My online dictionary has entanglement offered with three definitions, only the definition quantum entanglement* has a positive slant, the other two definitions are negative- caught up, ensnared, difficult, awkward to sort out. And this is where modern psychology seems to have taken us. We shouldn’t be entangled, enmeshed with one another- we should be separate and relationships which are entanglements are ones to get out of. And yet we are entangled. I want to see it and live it and make choices from there. Sure I’ve been in relationships where I was entangled- but I couldn’t see it. That’s what made it messy and unhealthy for me- not the entanglement itself. That I couldn’t see it. So now I work from the starting place that we ARE all entangled- work out how and where and find myself and my needs from that place. Rather than trying to avoid entanglement I want to see it as part of being human. The trees, plants, animals other humans including you, we are all part of a messy whole. I’d like to celebrate this and walk towards it rather than try and avoid it. In THIS place I hope to find deeper connections and a place to live more fully human.

Another piece of research let me to this article- exploring the entanglements we have with things– that’s maybe a post for another day…

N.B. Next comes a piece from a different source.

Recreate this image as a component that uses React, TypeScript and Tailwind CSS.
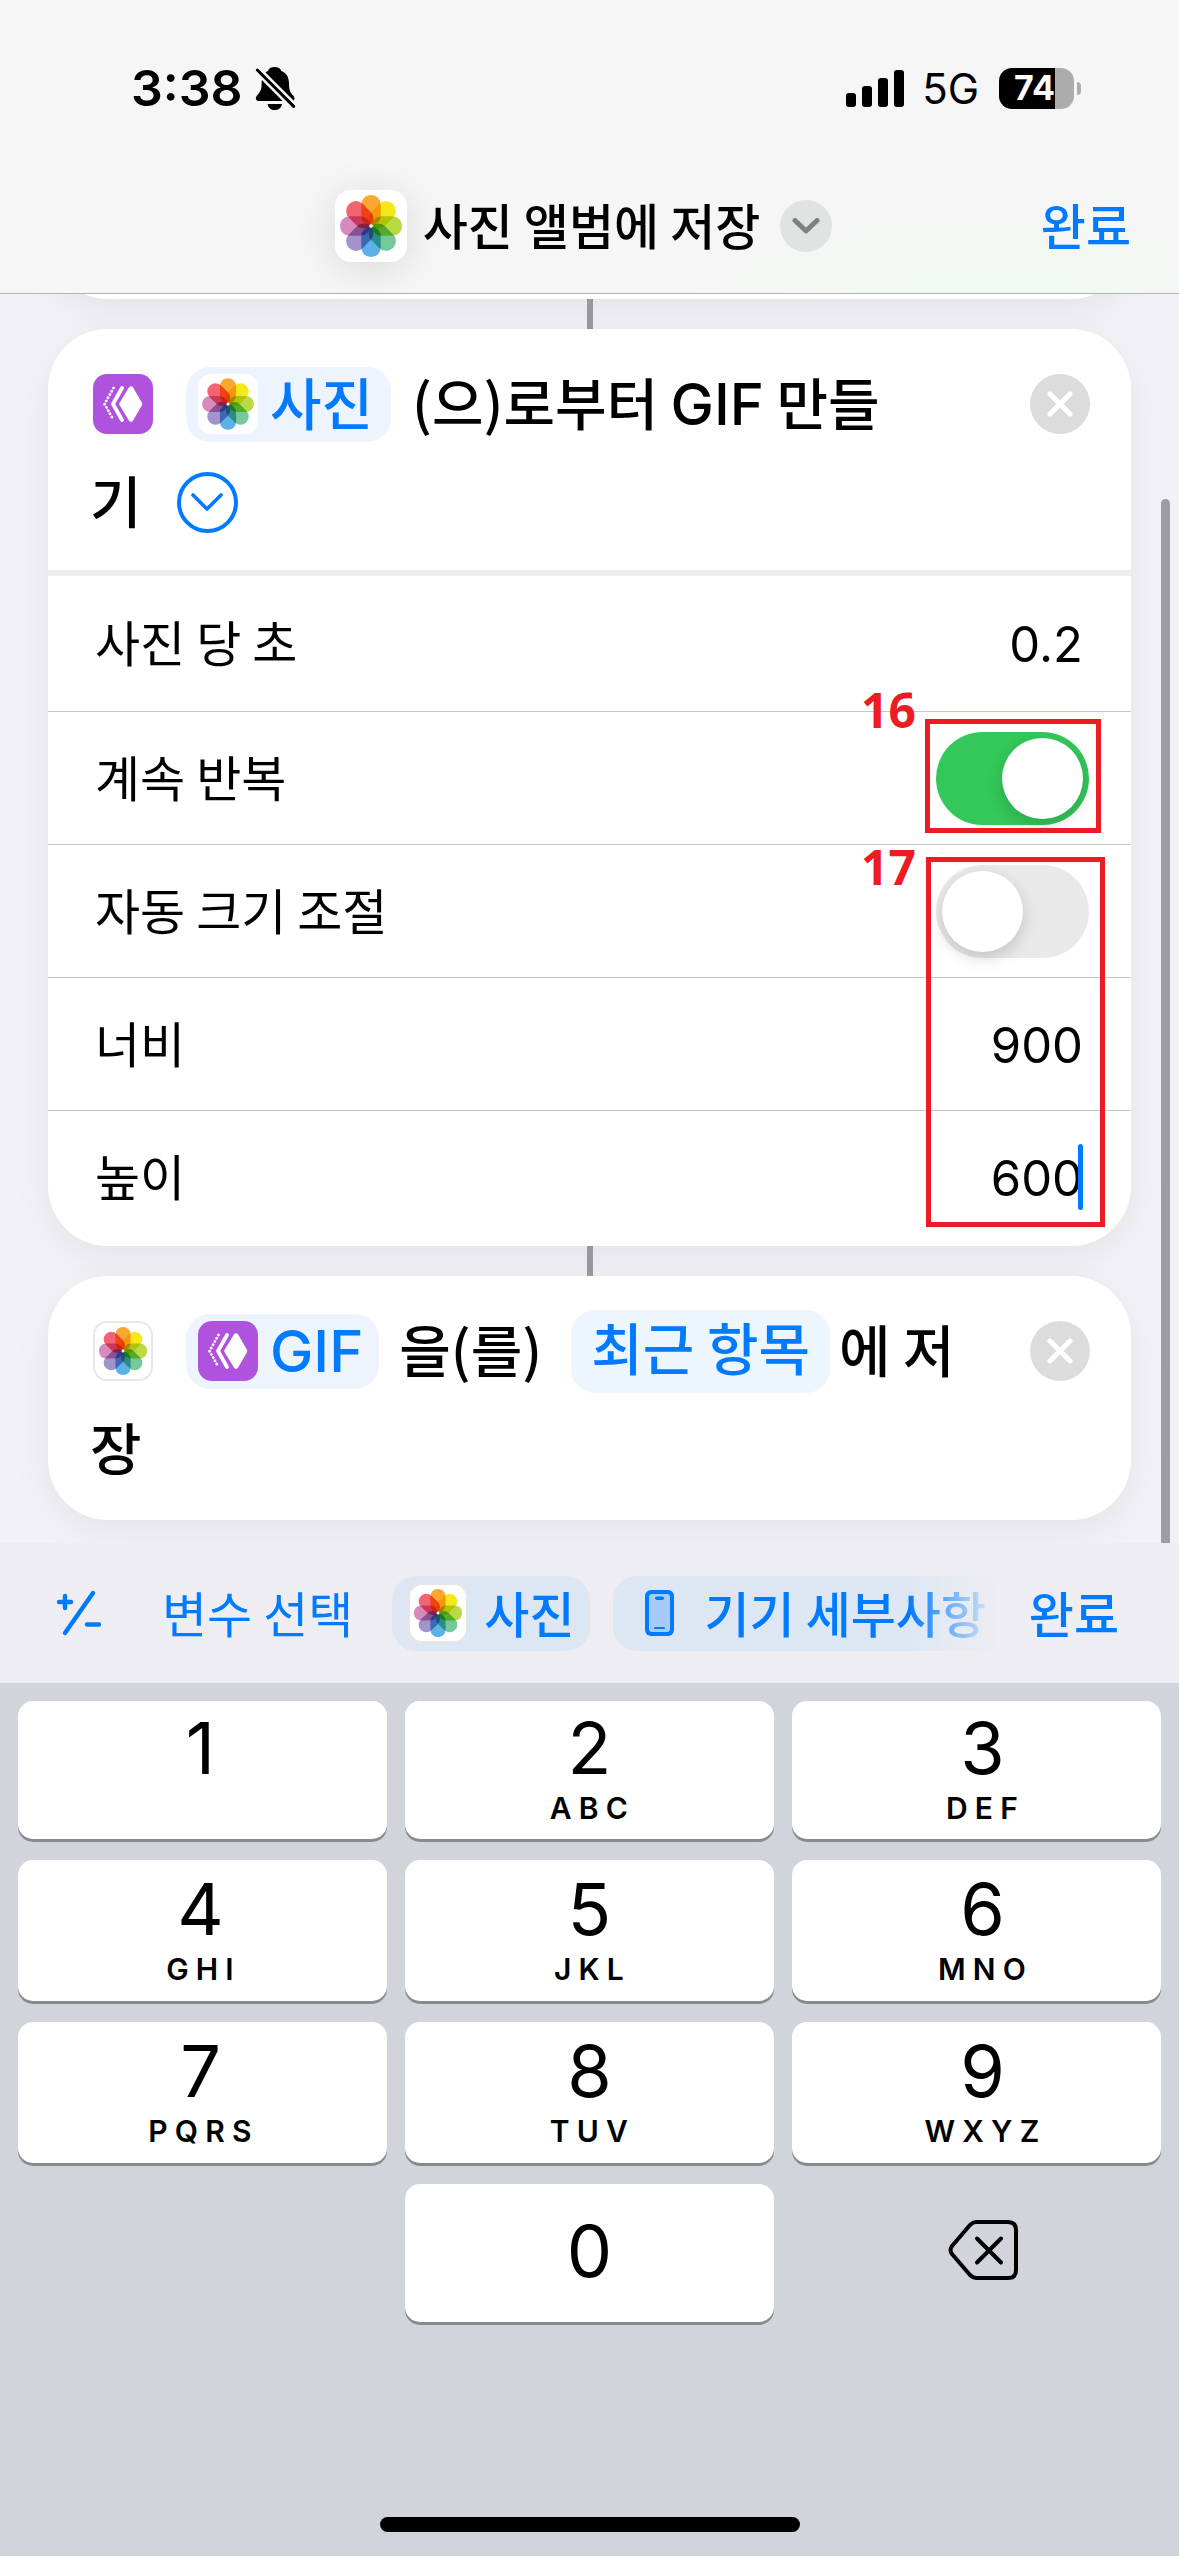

“We often manage to live relatively unaware of the full complexity of what and who provides for us, but we are nevertheless deeply entangled in the vitality of things and the assemblages of their relations “- Ian Hodder


*Quantum Entanglement  is beyond my little brain today…but it sounds like the secret of the universe- particles spatially apart act in correlation… seems like teleportation is possible… well that’s what I learned.